Keaton Kristick

No. 57
- Position:: Linebacker

Personal information
- Born:: April 25, 1988 (age 36) Naperville, Illinois, U.S.
- Height:: 6 ft 3 in (1.91 m)
- Weight:: 234 lb (106 kg)

Career information
- College:: Oregon State
- Undrafted:: 2010

Career history
- San Francisco 49ers (2010);

Career highlights and awards
- First-team All-Pac-10 (2009); Second-team All-Pac-10 (2008);
- Stats at Pro Football Reference

= Keaton Kristick =

American football player (born 1988)

Keaton Kristick (born April 25, 1988) is an American former professional football player who was a linebacker for the San Francisco 49ers of the National Football League (NFL). He played college football for the Oregon State Beavers and was signed by the 49ers as an undrafted free agent in 2010.

==Early life==
He was born in Naperville, Illinois, to parents Kevin and Karie Kristick. His father played free safety at Northern Illinois in 1977 and 1978. His uncle, Dave Kristick, played linebacker for Army during the 1970s. The Kristick's originally resided in the Chicago area before returning to their roots in the East Bay (Martinez, Clayton & Danville), and eventually Arizona.
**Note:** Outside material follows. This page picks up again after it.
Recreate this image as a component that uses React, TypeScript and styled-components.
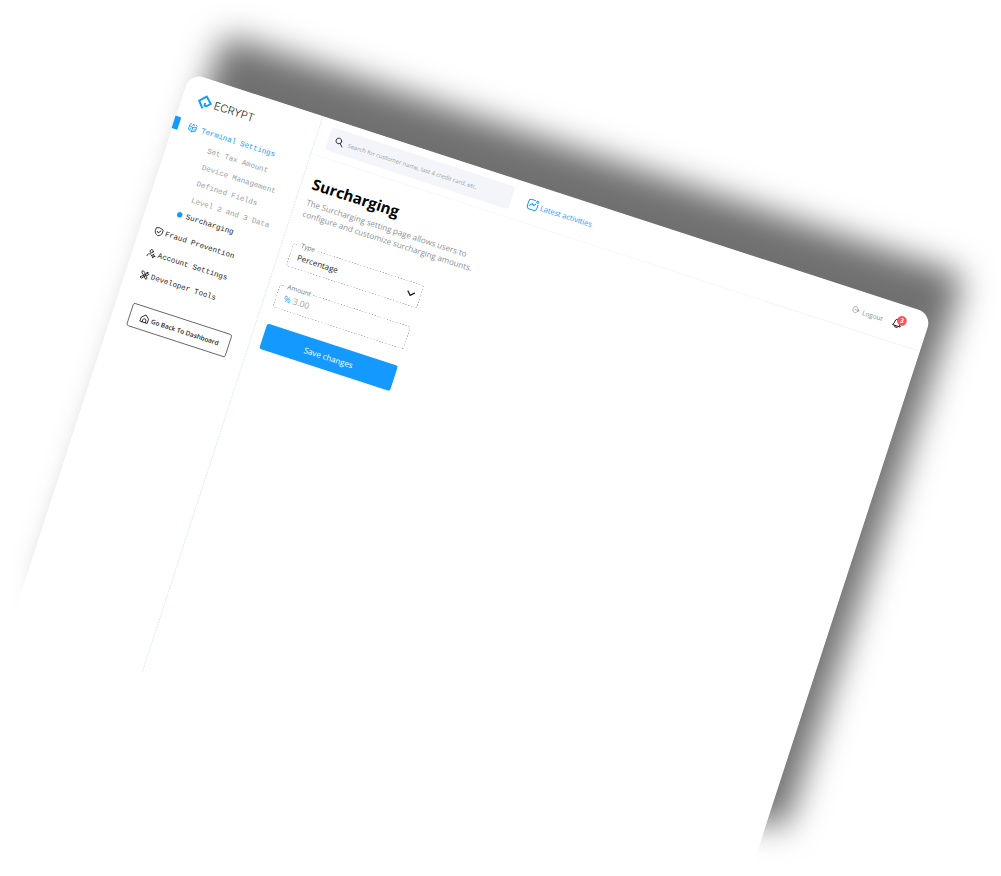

Keaton attended St. Mary's High School in Phoenix, Arizona. He served as the president of the St. Mary's Young Republicans. Kristick played football there for three years as a running back and linebacker, and was the team's leading rusher and tackler each year. As a junior, he set an Arizona state record with a 99-yard touchdown run. As a senior, he scored 18 rushing touchdowns and one receiving touchdown, which made him the leading scorer in the Desert Valley Conference. That season, he was named a first-team All-Arizona Republic player, 5A All-State player, first-team all-region linebacker, and first-team all-region running back. He was also honored as the team's most valuable player and the region's defensive player of the year. Rivals.com named him the seventh-best prospect in the state of Arizona. He was evaluated as a three-star prospect by Rivals.com and a two-star prospect by Scout.com.

==College career==
Keaton chose to attend Oregon State University for the family atmosphere, his "relationships with the coaches and the chance to play in the Pac-10 Conference", where he majored in business. As a true freshman with the Beavers in 2006, he saw some action as a back-up linebacker and in a special teams role and recorded 17 tackles. He forced a fumble against Hawaii quarterback Colt Brennan, and recovered a fumble from Stanford quarterback T.C. Ostrander, which set up an Oregon State touchdown. In 2007, he saw action in all 13 games and recorded 15 tackles.

In 2008, he started in all 13 games and finished the season as the team's second-leading tackler with 85 tackles including 14 for loss and 3.5 quarterback sacks, and four passes broken up. He ranked second on the team and eighth in the Pacific-10 Conference in terms of tackles for loss. In the upset win against USC, Kristick compiled a career-high of ten tackles including two for losses of yardage and one quarterback sack. He was named to the All-Pac-10 second-team.

Keaton was named a consensus 1st team All-Pac-10 linebacker in 2009 and led his team in tackles with 95 including 8.5 for loss, two INT's and seven passes broken up as a strongside LB.

Prior to the 2009 season, he was added to the Lott Trophy and Bednarik Award watch lists. ESPN analyst Ted Miller rated him the 19th-ranked player in the Pac-10. College Football News named him to their "120 Players To Know".

==Professional career==

===San Francisco 49ers===
Kristick was not selected in the 2010 NFL draft, but was signed by the San Francisco 49ers shortly after as a free agent.

On September 4, 2011, he was waived by the 49ers.

==Personal life==
On June 15, 2019, Kristick married Molly Brown of Nebraska in Chicago, IL where they reside today. They share two daughters and live in prominent Lake Forest.